Des gares colossales à l’écart des centres-villes

Dans les wagons passagers, une dizaine d’hôtesses éthiopiennes sont encadrées par le personnel asiatique, censé former les employés locaux en six ans. Wagon-bar, couchettes, tout est prévu pour agrémenter le temps du voyage, qui s’allonge au gré des coupures d’électricité ou des passages du bétail sur la voie unique. Pour l’instant, cinq gares, sur les dix-neuf prévues, sont desservies par le train. Chaque gare, façonnée sur le même modèle, se dresse de manière colossale, parfois au milieu de zones désertes, à l’écart des centres-villes. C’est le cas à Dire Dawa, deuxième ville du pays. Après huit heures de transport, la plupart des voyageurs descendent à cette gare, située à mi-distance entre la capitale éthiopienne et Djibouti.

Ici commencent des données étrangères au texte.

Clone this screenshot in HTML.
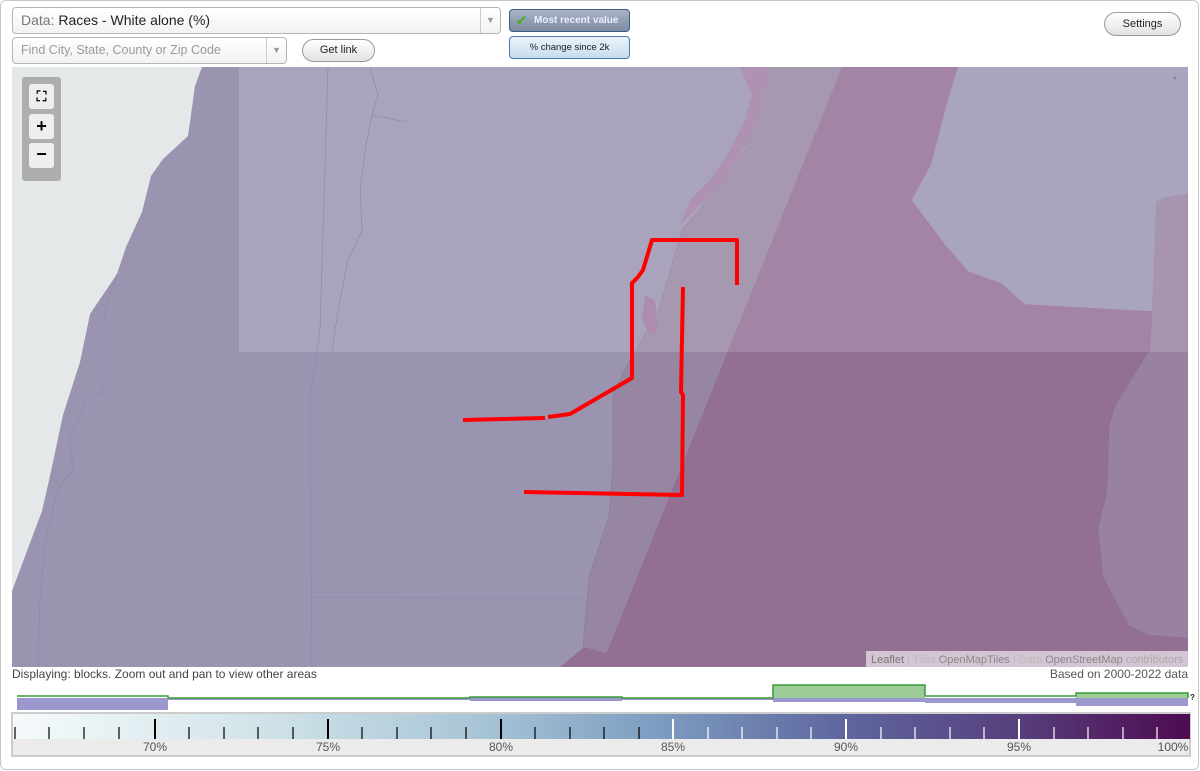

Pour l’instant, seuls trois trains de marchandises circulent par semaine, ce qui reste insuffisant pour désengorger la route transfrontalière

La ville est née du chemin de fer, créé par les Français, et vit encore au rythme d’une sirène, qui retentit dans toute la commune au début et à la fin de la journée de travail des ouvriers de la compagnie ferroviaire historique. Malgré ses cent ans, elle perdure aux côtés de la compagnie éthio-djiboutienne, récemment fondée. Dans les ateliers de maintenance, des cheminots continuent de réparer des pièces sur des machines hors du temps. «Avant, il y avait plus de 60-70 travailleurs dans cet atelier, se souvient Fantahun Bekele, qui a été conducteur pendant plus de vingt ans sur l’ancienne ligne, maintenant ils ne sont même pas dix.»

Survivance du train historique

Parmi les 2500 employés au plus fort de l’activité, beaucoup ont dû faire face au chômage. Fantahun Bekele, qui a appris le français au sein de l’entreprise, a eu la chance de retrouver un emploi à l’Alliance française locale. Ceux qui ont gardé leur poste se battent encore coûte que coûte pour faire rouler le train d’époque deux fois par semaine entre Dire Dawa et la frontière djiboutienne. «Je suis très triste car le chemin de fer était la mère de Dire Dawa, tous les habitants vivaient du train, regrette Fantahun Bekele. La deuxième maman, c’est le nouveau chemin de fer des Chinois, mais il n’y a pas la même relation avec la population, c’est loin d’ici, 10 kilomètres. Pour aller à la gare c’est 200 birrs en taxi (7 CHF), c’est pour les riches!»

Enfant lui aussi de l’ancien chemin de fer, Tilahun Sarka sait qu’il a encore beaucoup à faire pour convaincre les communautés traversées par le nouveau train de ses bienfaits. Le directeur de la compagnie éthio-djiboutienne compte notamment embaucher au sein de ces populations. Il se donne un an pour y parvenir.